Work out the number of lines with the word "this" in the material below, then reply with that number only.

::: COLLECTED MATERIAL :::

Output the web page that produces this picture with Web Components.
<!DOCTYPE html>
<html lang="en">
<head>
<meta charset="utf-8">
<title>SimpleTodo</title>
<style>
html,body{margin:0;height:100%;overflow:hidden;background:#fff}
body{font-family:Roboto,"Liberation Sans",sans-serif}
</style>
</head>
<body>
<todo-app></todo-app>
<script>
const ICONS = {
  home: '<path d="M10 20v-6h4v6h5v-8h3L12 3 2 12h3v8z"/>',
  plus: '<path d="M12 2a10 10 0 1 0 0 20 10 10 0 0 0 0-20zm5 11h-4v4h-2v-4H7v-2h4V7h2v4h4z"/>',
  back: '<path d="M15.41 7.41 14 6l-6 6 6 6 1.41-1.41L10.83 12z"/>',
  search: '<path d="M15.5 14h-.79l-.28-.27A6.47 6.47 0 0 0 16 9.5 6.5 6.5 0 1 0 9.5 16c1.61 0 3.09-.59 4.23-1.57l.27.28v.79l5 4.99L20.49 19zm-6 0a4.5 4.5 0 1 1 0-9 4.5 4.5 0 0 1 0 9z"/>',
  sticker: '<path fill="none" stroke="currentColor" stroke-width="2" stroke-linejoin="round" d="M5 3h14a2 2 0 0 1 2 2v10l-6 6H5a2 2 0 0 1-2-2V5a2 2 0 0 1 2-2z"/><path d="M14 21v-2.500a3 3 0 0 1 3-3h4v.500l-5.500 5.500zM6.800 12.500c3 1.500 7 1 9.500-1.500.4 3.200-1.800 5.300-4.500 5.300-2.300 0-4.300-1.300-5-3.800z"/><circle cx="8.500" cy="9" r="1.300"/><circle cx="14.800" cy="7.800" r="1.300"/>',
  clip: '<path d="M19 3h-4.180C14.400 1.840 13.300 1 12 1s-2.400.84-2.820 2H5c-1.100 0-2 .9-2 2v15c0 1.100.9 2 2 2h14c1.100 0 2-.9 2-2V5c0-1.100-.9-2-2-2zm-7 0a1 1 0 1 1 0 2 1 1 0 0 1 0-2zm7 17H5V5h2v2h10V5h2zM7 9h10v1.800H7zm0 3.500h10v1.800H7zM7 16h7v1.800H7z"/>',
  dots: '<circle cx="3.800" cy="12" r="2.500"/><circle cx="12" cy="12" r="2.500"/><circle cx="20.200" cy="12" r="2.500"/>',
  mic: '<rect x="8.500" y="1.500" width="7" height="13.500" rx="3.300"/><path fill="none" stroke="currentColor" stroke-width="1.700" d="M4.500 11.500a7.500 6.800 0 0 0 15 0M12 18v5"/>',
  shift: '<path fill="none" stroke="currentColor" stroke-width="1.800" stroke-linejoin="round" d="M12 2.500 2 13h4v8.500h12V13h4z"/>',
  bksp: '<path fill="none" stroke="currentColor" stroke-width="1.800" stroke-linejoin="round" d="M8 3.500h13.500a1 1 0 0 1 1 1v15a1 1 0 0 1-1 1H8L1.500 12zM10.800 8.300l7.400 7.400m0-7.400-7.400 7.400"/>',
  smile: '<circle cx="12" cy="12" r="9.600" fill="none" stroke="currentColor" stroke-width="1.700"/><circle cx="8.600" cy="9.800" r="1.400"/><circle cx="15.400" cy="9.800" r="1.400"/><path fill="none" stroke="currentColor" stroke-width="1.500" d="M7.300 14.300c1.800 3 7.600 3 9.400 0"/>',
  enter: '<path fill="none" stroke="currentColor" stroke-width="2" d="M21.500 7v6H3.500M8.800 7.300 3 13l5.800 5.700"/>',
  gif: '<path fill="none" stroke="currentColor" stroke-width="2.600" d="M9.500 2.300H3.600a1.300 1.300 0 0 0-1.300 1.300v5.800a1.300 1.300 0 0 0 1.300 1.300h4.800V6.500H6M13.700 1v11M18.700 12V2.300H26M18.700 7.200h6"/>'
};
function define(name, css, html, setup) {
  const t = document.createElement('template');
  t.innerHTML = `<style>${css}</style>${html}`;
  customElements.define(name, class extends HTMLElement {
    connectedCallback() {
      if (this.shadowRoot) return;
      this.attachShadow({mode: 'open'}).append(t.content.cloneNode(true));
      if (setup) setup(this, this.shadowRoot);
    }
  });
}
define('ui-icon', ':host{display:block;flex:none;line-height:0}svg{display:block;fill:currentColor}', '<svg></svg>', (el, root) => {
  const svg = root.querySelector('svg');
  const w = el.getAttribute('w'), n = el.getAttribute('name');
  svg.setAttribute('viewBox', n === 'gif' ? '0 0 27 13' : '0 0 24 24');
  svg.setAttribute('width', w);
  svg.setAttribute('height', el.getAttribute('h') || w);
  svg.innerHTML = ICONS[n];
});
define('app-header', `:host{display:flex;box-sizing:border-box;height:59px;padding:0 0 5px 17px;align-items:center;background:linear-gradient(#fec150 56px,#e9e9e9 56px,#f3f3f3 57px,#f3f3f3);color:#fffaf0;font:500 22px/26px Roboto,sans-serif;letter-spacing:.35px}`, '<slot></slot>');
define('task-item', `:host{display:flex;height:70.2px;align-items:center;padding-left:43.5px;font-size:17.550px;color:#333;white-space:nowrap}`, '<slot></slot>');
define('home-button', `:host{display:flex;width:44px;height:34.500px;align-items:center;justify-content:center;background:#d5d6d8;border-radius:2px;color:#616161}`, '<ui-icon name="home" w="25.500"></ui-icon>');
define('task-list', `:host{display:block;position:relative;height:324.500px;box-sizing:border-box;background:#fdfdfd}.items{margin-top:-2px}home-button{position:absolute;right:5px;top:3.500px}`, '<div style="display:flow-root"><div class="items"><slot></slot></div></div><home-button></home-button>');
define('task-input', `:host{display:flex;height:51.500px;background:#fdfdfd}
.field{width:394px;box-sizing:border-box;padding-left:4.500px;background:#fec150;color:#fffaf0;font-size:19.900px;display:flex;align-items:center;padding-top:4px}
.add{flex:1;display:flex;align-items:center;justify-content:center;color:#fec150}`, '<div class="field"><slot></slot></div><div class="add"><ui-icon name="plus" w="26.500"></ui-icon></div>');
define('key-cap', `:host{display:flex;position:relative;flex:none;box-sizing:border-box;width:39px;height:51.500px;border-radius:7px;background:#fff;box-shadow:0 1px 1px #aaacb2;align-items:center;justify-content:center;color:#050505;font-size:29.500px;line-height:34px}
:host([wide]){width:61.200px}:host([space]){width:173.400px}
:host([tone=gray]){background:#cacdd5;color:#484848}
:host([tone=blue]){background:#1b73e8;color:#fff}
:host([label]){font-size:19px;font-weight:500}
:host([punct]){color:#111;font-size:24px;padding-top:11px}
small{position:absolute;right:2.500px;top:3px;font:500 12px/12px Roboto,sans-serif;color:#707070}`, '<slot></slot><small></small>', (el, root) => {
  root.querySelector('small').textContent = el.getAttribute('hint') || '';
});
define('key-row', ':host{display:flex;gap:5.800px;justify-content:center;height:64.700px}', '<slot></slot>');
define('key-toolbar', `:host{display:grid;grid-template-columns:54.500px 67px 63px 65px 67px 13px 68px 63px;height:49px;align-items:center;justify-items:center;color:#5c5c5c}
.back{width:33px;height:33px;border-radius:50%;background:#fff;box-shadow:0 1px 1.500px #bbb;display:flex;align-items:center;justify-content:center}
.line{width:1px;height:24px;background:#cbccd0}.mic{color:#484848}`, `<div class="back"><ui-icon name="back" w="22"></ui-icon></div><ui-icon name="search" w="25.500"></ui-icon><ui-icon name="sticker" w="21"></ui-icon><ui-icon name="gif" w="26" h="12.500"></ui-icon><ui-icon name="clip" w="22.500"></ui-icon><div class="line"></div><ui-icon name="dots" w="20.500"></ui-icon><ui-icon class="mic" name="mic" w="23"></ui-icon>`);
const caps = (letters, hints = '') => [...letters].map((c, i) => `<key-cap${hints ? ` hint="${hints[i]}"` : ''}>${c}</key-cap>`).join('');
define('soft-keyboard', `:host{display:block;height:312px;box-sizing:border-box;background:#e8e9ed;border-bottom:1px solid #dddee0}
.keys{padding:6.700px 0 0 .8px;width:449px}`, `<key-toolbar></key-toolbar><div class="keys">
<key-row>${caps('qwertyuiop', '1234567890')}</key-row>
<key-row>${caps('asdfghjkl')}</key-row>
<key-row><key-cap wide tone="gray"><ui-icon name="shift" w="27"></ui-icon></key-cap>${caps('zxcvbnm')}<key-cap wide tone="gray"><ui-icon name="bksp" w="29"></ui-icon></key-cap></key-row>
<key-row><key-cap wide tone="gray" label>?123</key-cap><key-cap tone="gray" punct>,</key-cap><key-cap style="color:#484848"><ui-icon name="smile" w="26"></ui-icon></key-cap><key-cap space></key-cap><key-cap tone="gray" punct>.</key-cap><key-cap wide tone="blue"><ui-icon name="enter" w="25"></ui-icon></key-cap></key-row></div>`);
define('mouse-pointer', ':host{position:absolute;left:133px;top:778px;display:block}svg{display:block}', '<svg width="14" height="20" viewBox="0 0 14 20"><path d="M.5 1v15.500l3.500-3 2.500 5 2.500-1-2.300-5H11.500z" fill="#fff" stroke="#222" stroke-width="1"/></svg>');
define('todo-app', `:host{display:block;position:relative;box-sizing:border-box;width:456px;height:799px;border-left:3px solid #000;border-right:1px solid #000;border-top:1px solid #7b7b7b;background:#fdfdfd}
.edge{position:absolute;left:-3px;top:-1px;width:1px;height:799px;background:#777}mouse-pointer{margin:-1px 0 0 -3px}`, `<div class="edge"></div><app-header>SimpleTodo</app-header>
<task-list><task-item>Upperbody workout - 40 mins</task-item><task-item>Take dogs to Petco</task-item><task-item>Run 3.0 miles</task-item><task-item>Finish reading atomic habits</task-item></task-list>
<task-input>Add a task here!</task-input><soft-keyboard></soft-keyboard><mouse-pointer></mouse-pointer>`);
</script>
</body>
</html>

:::

WRITTEN SOLUTION ->
4